Review 1. I bought a cheap one, well, cheap back then ($60 in 2007) and it’s been plenty useful. With the aid of mobile Google machines, you can easily and quickly begin to troubleshoot CELs. The only I bought only shows you the code and allows you to delete them. Fancier ones actually give readouts and stuff. There’s also cheap ones you can plug into the OBD2 port and get readings on your phone via Bluetooth, so there’s that.
Review 2: scangauge
I prefer scangauge or similar so I can check many more things iat the dash instead of a hidden phone in my pocket. better temp gauge, MPG, etc.
I have a code reader that reads SRS and Honda specific codes as well.

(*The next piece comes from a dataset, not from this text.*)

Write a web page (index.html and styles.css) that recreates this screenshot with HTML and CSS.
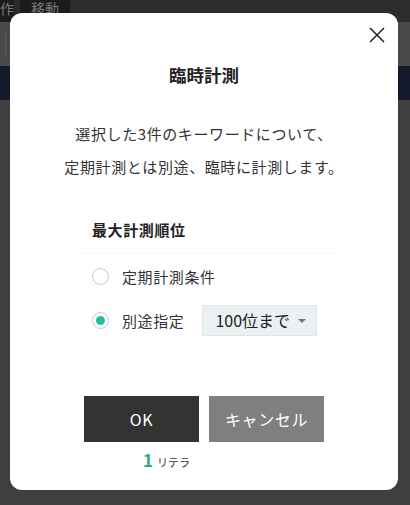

A code reader is a tool just like anything else in a tool box. Its effectiveness is up to you.
Some codes are easy, read code and throw a part at it….other codes aren’t so simple and some people can waste a lot of money by not doing their homework first.
Sometimes people post with codes that can’t exist in their car, that means some code readers aren’t 100% accurate at reading the codes.
80% of my entire career has revolved around your pesky warning lights LOL
Hondas HDS scanner software (on two of my personal laptops, HDS stands for ‘Honda Diagnostic System’, it is the dealer level scantool.)
Mastertech scanner (mine, pretty much obsolete now)
NGS scanner (mine, obsolete now)
Still considering getting a $20 engine code reader/eraser just for speed.
My car has an Ultragauge on the dash, displays quite a bit of live data and can read/erase codes if needed.
Review 3: torque app + cheap code reader
I have one of the Bluetooth dongles and the torque app. And a cheap code reader I bought like 10 years ago, Both have been extremely useful. I tend to use the Bluetooth one since it gives me more information.
I have an older version of that $70 reader, I got it for $20 on clearance. You can check and clear codes, look up the vin (on newer cars), and check the readiness monitors.
The $180 one will also do freeze frame and live operating data which is handy for diagnostic purposes. And it will apparently do abs codes but iy might not work on all cars.
Or you can save $150 and get a $20 dongle and $5 app. You just won’t be able to do abs codes, which with the multiple different vehicles I’ve owned (2 Fords and 5 Hondas) I have never needed abs scanning. You can always get partsource (or another parts store) to scan it for you if you do have the abs light come on.
You do what you want I’m just trying to save you money.